Garry McCracken gained a PhD in solid state physics but has spent most of his working life as an experimental physicist working on various aspects of the magnetic confinement fusion program with the UK Atomic Energy Authority at Culham Laboratory. His main interest has been in the study of the plasma boundary and in the interaction between the plasma and the surrounding structures and in studying the design of fusion reactors and the radiation damage problems which may be encountered. In 1979 he spent a year at the Plasma Physics Laboratory of Princeton University, USA, where he worked on the Princeton Large Tokamak.

When the JET Joint Undertaking was set up as a European Fusion Laboratory to build the JET experiment he led a Task Agreement on the plasma boundary physics. His group built and installed major diagnostics on JET and an active experimental programme was pursued. In 1993 he went to the Massachusetts Institute of Technology, USA and worked on the C-Mod tokamak in the Plasma Fusion Center.
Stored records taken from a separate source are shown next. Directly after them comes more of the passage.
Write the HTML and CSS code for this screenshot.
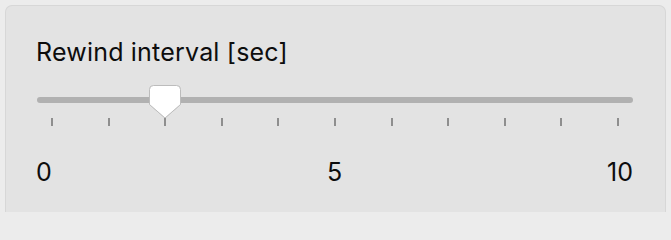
FILE: index.html
```html
<!DOCTYPE html>
<html>
<head>
<meta charset="utf-8">
<link rel="stylesheet" href="styles.css">
</head>
<body>
<div class="panel">
  <div class="label">Rewind interval [sec]</div>
  <div class="slider" style="--v: 0.2">
    <div class="track"></div>
    <svg class="thumb" width="34" height="36" viewBox="-1 -1 34 36">
      <path d="M4.5 0.5 H27.5 Q31.5 0.5 31.5 4.5 V19.5 L16 33 L0.5 19.5 V4.5 Q0.5 0.5 4.5 0.5 Z" fill="#ffffff" stroke="#bcbcbc" stroke-width="1"/>
    </svg>
    <div class="ticks">
      <span></span><span></span><span></span><span></span><span></span><span></span>
      <span></span><span></span><span></span><span></span><span></span>
    </div>
  </div>
  <div class="scale">
    <span class="min">0</span>
    <span class="mid">5</span>
    <span class="max">10</span>
  </div>
</div>
</body>
</html>
```

FILE: styles.css
```css
html, body {
  margin: 0;
  padding: 0;
  background: #ececec;
}
body {
  height: 212px;
  box-sizing: border-box;
  padding: 5px 5px 0 5px;
  font-family: Inter, "Liberation Sans", sans-serif;
  color: #0d0d0d;
}
.panel {
  height: 207px;
  box-sizing: border-box;
  background: #e3e3e3;
  border: 1px solid #d7d7d7;
  border-bottom: none;
  border-radius: 7px 7px 0 0;
  padding: 31px 32px 0 30px;
}
.label {
  font-size: 25px;
  line-height: 30px;
  letter-spacing: 0.2px;
}
.slider {
  position: relative;
  margin-left: 1px;
  padding-top: 30px;
}
.track {
  height: 6px;
  border-radius: 3px;
  background: #b1b1b1;
}
.thumb {
  position: absolute;
  top: 17px;
  left: calc(15px + (100% - 30px) * var(--v) - 17px);
  overflow: visible;
  filter: drop-shadow(0 0.5px 0.5px rgba(0,0,0,0.12));
}
.ticks {
  display: flex;
  justify-content: space-between;
  margin-top: 15px;
  padding: 0 14px;
}
.ticks span {
  width: 2px;
  height: 8px;
  background: #8e8e8e;
}
.scale {
  display: grid;
  grid-template-columns: 1fr auto 1fr;
  margin-top: 31px;
  font-size: 25px;
  line-height: 30px;
}
.scale .min { justify-self: start; }
.scale .mid { justify-self: center; }
.scale .max { justify-self: end; }
```
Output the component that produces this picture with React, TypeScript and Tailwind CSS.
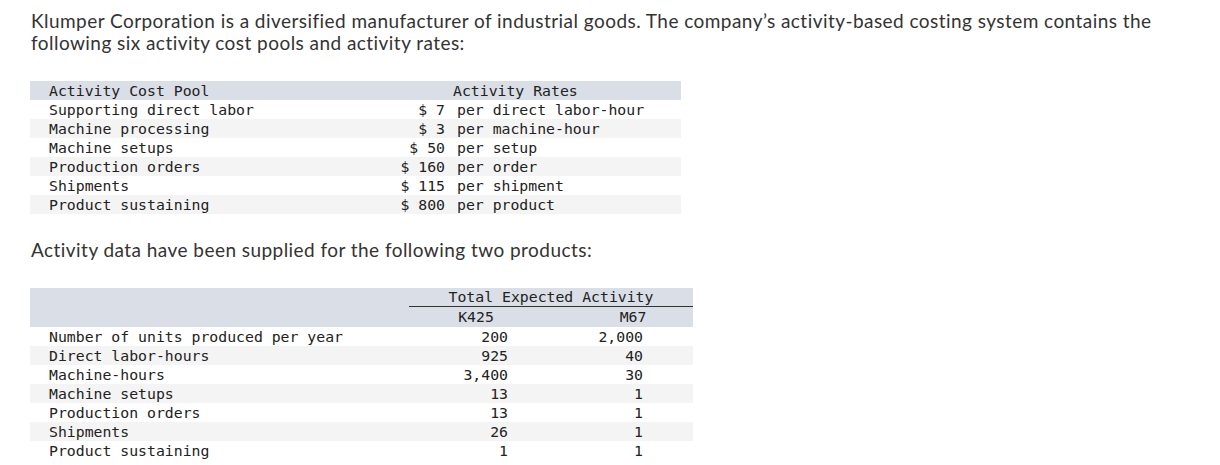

Returning to the UK in 1996 to work again on JET, until his retirement in 1999.

He has published over 300 scientific papers including three major reviews in the general area of plasma-surface interactions. He was a regular lecturer at the Culham Plasma Physics Summer School until 1991 and has been invited to lecture at a number of other Summer school courses in Canada and Europe. During these latter lectures he began to feel that there was no adequate book to explain the subject of nuclear fusion to the staring physicist and engineer or the interested layman and set about writing the present book.